• [PROBLEM STATEMENT]: Wherever the word "index" shows up in a line, please copy that line.

• [DATA]:
--- BEGIN ---

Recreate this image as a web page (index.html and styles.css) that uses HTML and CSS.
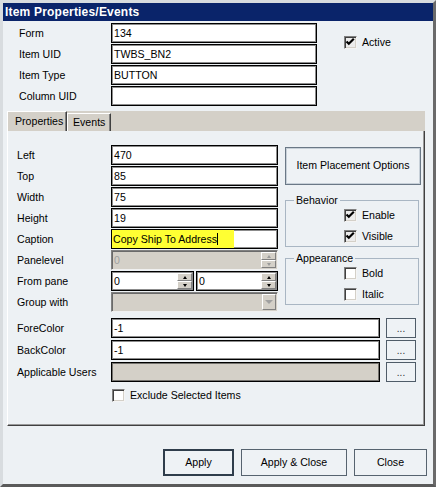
FILE: index.html
```html
<!DOCTYPE html>
<html>
<head>
<meta charset="utf-8">
<link rel="stylesheet" href="styles.css">
</head>
<body>
<div class="window">
  <div class="titlebar">Item Properties/Events</div>
  <div class="top">
    <div class="fields">
      <div class="lbl">Form</div><div class="input">134</div>
      <div class="lbl">Item UID</div><div class="input">TWBS_BN2</div>
      <div class="lbl">Item Type</div><div class="input">BUTTON</div>
      <div class="lbl">Column UID</div><div class="input"></div>
    </div>
    <div class="check-item active-check">
      <span class="cb on"><svg width="11" height="11" viewBox="0 0 11 11"><polyline points="1.5,4.5 3.8,6.8 8.8,1.8" fill="none" stroke="#000" stroke-width="2.2"/></svg></span>
      <span>Active</span>
    </div>
  </div>

  <div class="tabs">
    <div class="tabstrip">
      <div class="tab sel">Properties</div>
      <div class="tab ev">Events</div>
    </div>
    <div class="panel">
      <div class="props">
        <div class="lbl">Left</div><div class="input">470</div>
        <div class="lbl">Top</div><div class="input">85</div>
        <div class="lbl">Width</div><div class="input">75</div>
        <div class="lbl">Height</div><div class="input">19</div>
        <div class="lbl">Caption</div><div class="input caption"><span class="hl"><span class="caret">Copy Ship To Address</span></span></div>
        <div class="lbl">Panelevel</div>
        <div class="input disabled spinbox"><span class="val dim">0</span><span class="spin dis"><span class="sb up"></span><span class="sb down"></span></span></div>
        <div class="lbl">From pane</div>
        <div class="pair">
          <div class="input spinbox"><span class="val">0</span><span class="spin"><span class="sb up"></span><span class="sb down"></span></span></div>
          <div class="input spinbox"><span class="val">0</span><span class="spin"><span class="sb up"></span><span class="sb down"></span></span></div>
        </div>
        <div class="lbl">Group with</div>
        <div class="input disabled combo"><span class="val"></span><span class="drop"></span></div>
      </div>

      <div class="side">
        <div class="btn place">Item Placement Options</div>
        <fieldset class="group">
          <legend>Behavior</legend>
          <div class="check-item"><span class="cb on"><svg width="11" height="11" viewBox="0 0 11 11"><polyline points="1.5,4.5 3.8,6.8 8.8,1.8" fill="none" stroke="#000" stroke-width="2.2"/></svg></span><span>Enable</span></div>
          <div class="check-item"><span class="cb on"><svg width="11" height="11" viewBox="0 0 11 11"><polyline points="1.5,4.5 3.8,6.8 8.8,1.8" fill="none" stroke="#000" stroke-width="2.2"/></svg></span><span>Visible</span></div>
        </fieldset>
        <fieldset class="group">
          <legend>Appearance</legend>
          <div class="check-item"><span class="cb"></span><span>Bold</span></div>
          <div class="check-item"><span class="cb"></span><span>Italic</span></div>
        </fieldset>
      </div>

      <div class="wide">
        <div class="wrow"><div class="lbl">ForeColor</div><div class="input long">-1</div><div class="btn dots">...</div></div>
        <div class="wrow"><div class="lbl">BackColor</div><div class="input long">-1</div><div class="btn dots">...</div></div>
        <div class="wrow"><div class="lbl">Applicable Users</div><div class="input long gray"></div><div class="btn dots">...</div></div>
        <div class="check-item exclude"><span class="cb"></span><span>Exclude Selected Items</span></div>
      </div>
    </div>
  </div>

  <div class="footer">
    <div class="btn fbtn apply">Apply</div>
    <div class="btn fbtn applyclose">Apply &amp; Close</div>
    <div class="btn fbtn close">Close</div>
  </div>
</div>
</body>
</html>
```

FILE: styles.css
```css
* { box-sizing: border-box; }

body {
  margin: 0;
  font-family: "Liberation Sans", Arial, sans-serif;
  font-size: 10.6px;
  color: #000;
  background: #edf1f4;
}

.window {
  width: 436px;
  height: 487px;
  background: #edf1f4;
  border-style: solid;
  border-width: 3px;
  border-color: #d8dcdf #6a6a6a #5a5a5a #d8dcdf;
  display: flex;
  flex-direction: column;
  overflow: hidden;
}

.titlebar {
  height: 18px;
  flex: none;
  background: #0a246a;
  color: #fff;
  font-weight: bold;
  font-size: 12px;
  letter-spacing: 0.2px;
  line-height: 18px;
  padding-left: 2px;
}

/* ---------- top fields ---------- */
.top {
  display: flex;
  align-items: flex-start;
  padding: 2px 0 0 16px;
  height: 85px;
  flex: none;
}

.fields {
  display: grid;
  grid-template-columns: 92px 206px;
  grid-auto-rows: 20px;
  row-gap: 1px;
}

.lbl {
  line-height: 20px;
  white-space: nowrap;
}

.input {
  height: 20px;
  background: #fff;
  border: 1px solid #000;
  box-shadow: inset 0 0 0 1px rgba(0, 0, 0, 0.45);
  padding-left: 2px;
  line-height: 18px;
  white-space: nowrap;
  overflow: hidden;
}

.active-check {
  margin-left: 27px;
  margin-top: 13px;
}

/* ---------- check boxes ---------- */
.check-item {
  display: flex;
  align-items: center;
  gap: 5px;
  height: 13px;
  line-height: 13px;
}

.cb {
  width: 13px;
  height: 13px;
  flex: none;
  background: #fff;
  border: 1px solid;
  border-color: #808080 #f4f4f4 #f4f4f4 #808080;
  box-shadow: inset 1px 1px 0 #404040, inset -1px -1px 0 #d4d0c8;
  display: flex;
  align-items: center;
  justify-content: center;
}

.cb svg { display: block; }
.cb.on { background: #ececec; }

/* ---------- tabs ---------- */
.tabs {
  margin: 5px 8px 0 4px;
  flex: none;
}

.tabstrip {
  height: 20px;
  background: #d4d0c8;
  display: flex;
  align-items: flex-end;
}

.tab {
  height: 18px;
  border-top: 1px solid #fff;
  border-left: 1px solid #fff;
  border-right: 1px solid #404040;
  box-shadow: inset -1px 0 0 #808080;
  line-height: 17px;
  white-space: nowrap;
}

.tab.sel {
  height: 20px;
  width: 60px;
  padding-left: 7px;
  line-height: 19px;
}

.tab.ev {
  width: 44px;
  padding-left: 5px;
}

.panel {
  height: 295px;
  background: #edf1f4;
  border-left: 1px solid #fff;
  border-right: 1px solid #404040;
  border-bottom: 1px solid #404040;
  box-shadow: inset -1px -1px 0 #9a9a9a;
  padding: 14px 0 0 9px;
  display: grid;
  grid-template-columns: 261px 136px;
  grid-template-rows: auto auto;
  align-content: start;
  column-gap: 7px;
  align-items: start;
}

.props {
  display: grid;
  grid-template-columns: 94px 167px;
  grid-auto-rows: 20px;
  row-gap: 1px;
}

.caption { padding-left: 0; }
.hl {
  display: inline-block;
  background: #ffff33;
  width: 122px;
  height: 18px;
  padding-left: 1px;
}
.caret {
  border-right: 1px solid #000;
}

.disabled {
  background: #d4d0c8;
  border-color: #808080 #f0f0f0 #f0f0f0 #808080;
  box-shadow: inset 1px 1px 0 #6a6a6a;
}

.dim { color: #a0a0a0; }

.spinbox, .combo {
  display: flex;
  align-items: stretch;
  padding-right: 1px;
}

.val { flex: 1; }

.spin {
  width: 15px;
  display: flex;
  flex-direction: column;
  padding: 1px 0;
}

.sb {
  flex: 1;
  background: #d4d0c8;
  border: 1px solid;
  border-color: #fff #808080 #808080 #fff;
  display: flex;
  align-items: center;
  justify-content: center;
}

.sb::after {
  content: "";
  border-left: 2.5px solid transparent;
  border-right: 2.5px solid transparent;
}
.sb.up::after { border-bottom: 3px solid #000; }
.sb.down::after { border-top: 3px solid #000; }
.spin.dis .sb.up::after { border-bottom-color: #9a9a9a; }
.spin.dis .sb.down::after { border-top-color: #9a9a9a; }

.pair {
  display: grid;
  grid-template-columns: 83px 82px;
  column-gap: 2px;
}

.drop {
  width: 14px;
  margin: 1px 0;
  background: #d4d0c8;
  border: 1px solid;
  border-color: #fff #808080 #808080 #fff;
  display: flex;
  align-items: center;
  justify-content: center;
}
.drop::after {
  content: "";
  border-left: 4px solid transparent;
  border-right: 4px solid transparent;
  border-top: 4px solid #a0a0a0;
}

/* ---------- right side ---------- */
.side {
  display: flex;
  flex-direction: column;
}

.btn {
  background: #eef2f5;
  border: 1px solid #56636f;
  text-align: center;
  white-space: nowrap;
}

.place {
  margin-top: 2px;
  height: 38px;
  line-height: 35px;
  border-color: #6a7886;
  box-shadow: inset 0 0 0 1px #c7d0d8;
}

.group {
  width: 134px;
  margin: 9px 0 0 0;
  padding: 3px 0 3px 0;
  border: 1px solid #a9b6c3;
  display: flex;
  flex-direction: column;
  gap: 8px;
  min-width: 0;
}

.group + .group { margin-top: 5px; }

.group legend {
  margin-left: 8px;
  padding: 0 2px;
  line-height: 12px;
  font-size: 10.6px;
}

.group .check-item { margin-left: 58px; }

/* ---------- wide rows ---------- */
.wide {
  grid-column: 1 / span 2;
  margin-top: 6px;
  display: flex;
  flex-direction: column;
  gap: 2px;
}

.wrow {
  display: flex;
  height: 20px;
}

.wrow .lbl { width: 94px; }

.long { width: 269px; }

.gray {
  background: #d4d0c8;
}

.dots {
  width: 30px;
  height: 20px;
  margin-left: 6px;
  line-height: 20px;
  font-size: 10px;
  color: #333;
  border-color: #4f5c68;
}

.exclude {
  margin: 5px 0 0 95px;
}

/* ---------- footer ---------- */
.footer {
  flex: 1;
  display: flex;
  justify-content: flex-end;
  align-items: flex-start;
  gap: 7px;
  padding: 23px 6px 0 0;
}

.fbtn {
  height: 27px;
  line-height: 25px;
}

.apply {
  width: 71px;
  border: 2px solid #2f3d4b;
  line-height: 23px;
}

.applyclose { width: 106px; }
.close { width: 73px; }
```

--- END ---

• [SOLUTION FOR THIS TASK]:
Recreate this image as a web page (index.html and styles.css) that uses HTML and CSS.
FILE: index.html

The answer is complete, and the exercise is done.